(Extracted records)
□ □ □ □

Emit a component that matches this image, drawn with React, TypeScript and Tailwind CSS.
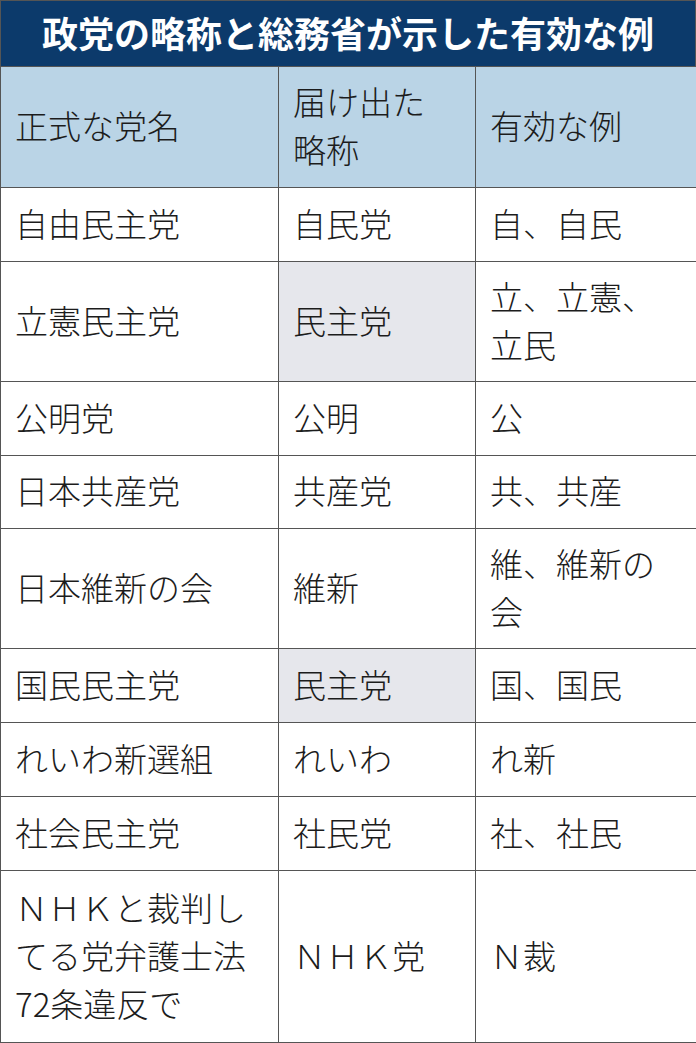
const rows: { name: string[]; abbr: string; examples: string[]; shaded?: boolean; h: string }[] = [
  { name: ["自由民主党"], abbr: "自民党", examples: ["自、自民"], h: "h-[74px]" },
  { name: ["立憲民主党"], abbr: "民主党", examples: ["立、立憲、", "立民"], shaded: true, h: "h-[120px]" },
  { name: ["公明党"], abbr: "公明", examples: ["公"], h: "h-[74px]" },
  { name: ["日本共産党"], abbr: "共産党", examples: ["共、共産"], h: "h-[73px]" },
  { name: ["日本維新の会"], abbr: "維新", examples: ["維、維新の", "会"], h: "h-[120px]" },
  { name: ["国民民主党"], abbr: "民主党", examples: ["国、国民"], shaded: true, h: "h-[74px]" },
  { name: ["れいわ新選組"], abbr: "れいわ", examples: ["れ新"], h: "h-[74px]" },
  { name: ["社会民主党"], abbr: "社民党", examples: ["社、社民"], h: "h-[74px]" },
  {
    name: ["ＮＨＫと裁判し", "てる党弁護士法", "72条違反で"],
    abbr: "ＮＨＫ党",
    examples: ["Ｎ裁"],
    h: "h-[172px]",
  },
];

function Lines({ lines }: { lines: string[] }) {
  return (
    <>
      {lines.map((l, i) => (
        <div key={i}>{l}</div>
      ))}
    </>
  );
}

const cell = "border border-[#555] pl-[14px] pb-[4px] align-middle";

export default function App() {
  return (
    <div
      className="w-[696px] h-[1043px] bg-white text-[#1c1c1c]"
      style={{ fontFamily: '"Noto Sans CJK JP", "Noto Sans", sans-serif' }}
    >
      <div className="border border-[#555] border-b-0">
        <div className="h-[65px] bg-[#0c3a6b] text-white text-[36px] font-bold flex items-center justify-center pb-[3px]">
          政党の略称と総務省が示した有効な例
        </div>
      </div>
      <table className="w-[696px] border-collapse table-fixed text-[33px] leading-[48px] font-light">
        <colgroup>
          <col className="w-[278px]" />
          <col className="w-[197px]" />
          <col className="w-[221px]" />
        </colgroup>
        <thead>
          <tr className="h-[121px] bg-[#bad4e6]">
            <th className={`${cell} font-light text-left`}>正式な党名</th>
            <th className={`${cell} font-light text-left`}>
              <Lines lines={["届け出た", "略称"]} />
            </th>
            <th className={`${cell} font-light text-left`}>有効な例</th>
          </tr>
        </thead>
        <tbody>
          {rows.map((r, i) => (
            <tr key={i} className={r.h}>
              <td className={cell}>
                <Lines lines={r.name} />
              </td>
              <td className={`${cell} ${r.shaded ? "bg-[#e6e7ec]" : ""}`}>{r.abbr}</td>
              <td className={cell}>
                <Lines lines={r.examples} />
              </td>
            </tr>
          ))}
        </tbody>
      </table>
    </div>
  );
}
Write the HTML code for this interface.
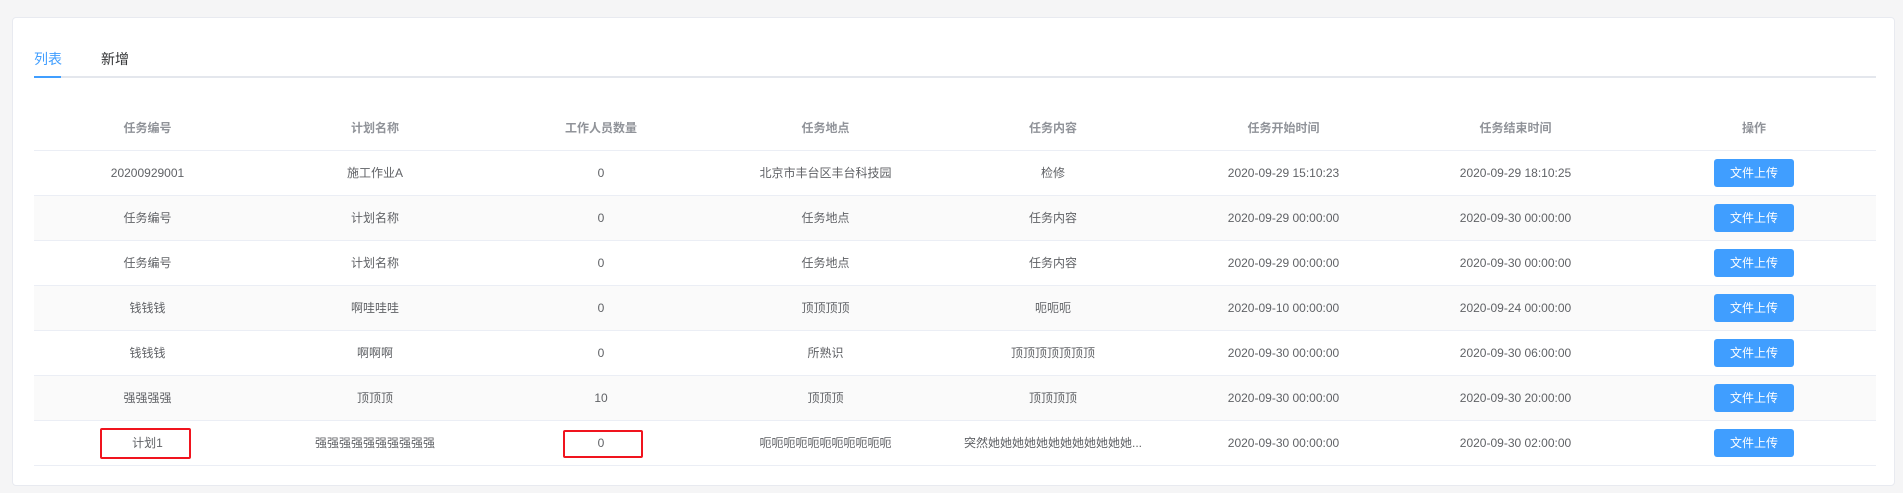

□ □ □ □

● **WRITTEN PROBLEM**
Will you restate every entry word for word and omit the images?

● **EXERCISE ANSWER**
Emit a component that matches this image, drawn with React, TypeScript and Tailwind CSS.
const rows: { name: string[]; abbr: string; examples: string[]; shaded?: boolean; h: string }[] = [
  { name: ["自由民主党"], abbr: "自民党", examples: ["自、自民"], h: "h-[74px]" },
  { name: ["立憲民主党"], abbr: "民主党", examples: ["立、立憲、", "立民"], shaded: true, h: "h-[120px]" },
  { name: ["公明党"], abbr: "公明", examples: ["公"], h: "h-[74px]" },
  { name: ["日本共産党"], abbr: "共産党", examples: ["共、共産"], h: "h-[73px]" },
  { name: ["日本維新の会"], abbr: "維新", examples: ["維、維新の", "会"], h: "h-[120px]" },
  { name: ["国民民主党"], abbr: "民主党", examples: ["国、国民"], shaded: true, h: "h-[74px]" },
  { name: ["れいわ新選組"], abbr: "れいわ", examples: ["れ新"], h: "h-[74px]" },
  { name: ["社会民主党"], abbr: "社民党", examples: ["社、社民"], h: "h-[74px]" },
  {
    name: ["ＮＨＫと裁判し", "てる党弁護士法", "72条違反で"],
    abbr: "ＮＨＫ党",
    examples: ["Ｎ裁"],
    h: "h-[172px]",
  },
];

function Lines({ lines }: { lines: string[] }) {
  return (
    <>
      {lines.map((l, i) => (
        <div key={i}>{l}</div>
      ))}
    </>
  );
}

const cell = "border border-[#555] pl-[14px] pb-[4px] align-middle";

export default function App() {
  return (
    <div
      className="w-[696px] h-[1043px] bg-white text-[#1c1c1c]"
      style={{ fontFamily: '"Noto Sans CJK JP", "Noto Sans", sans-serif' }}
    >
      <div className="border border-[#555] border-b-0">
        <div className="h-[65px] bg-[#0c3a6b] text-white text-[36px] font-bold flex items-center justify-center pb-[3px]">
          政党の略称と総務省が示した有効な例
        </div>
      </div>
      <table className="w-[696px] border-collapse table-fixed text-[33px] leading-[48px] font-light">
        <colgroup>
          <col className="w-[278px]" />
          <col className="w-[197px]" />
          <col className="w-[221px]" />
        </colgroup>
        <thead>
          <tr className="h-[121px] bg-[#bad4e6]">
            <th className={`${cell} font-light text-left`}>正式な党名</th>
            <th className={`${cell} font-light text-left`}>
              <Lines lines={["届け出た", "略称"]} />
            </th>
            <th className={`${cell} font-light text-left`}>有効な例</th>
          </tr>
        </thead>
        <tbody>
          {rows.map((r, i) => (
            <tr key={i} className={r.h}>
              <td className={cell}>
                <Lines lines={r.name} />
              </td>
              <td className={`${cell} ${r.shaded ? "bg-[#e6e7ec]" : ""}`}>{r.abbr}</td>
              <td className={cell}>
                <Lines lines={r.examples} />
              </td>
            </tr>
          ))}
        </tbody>
      </table>
    </div>
  );
}
Write the HTML code for this interface.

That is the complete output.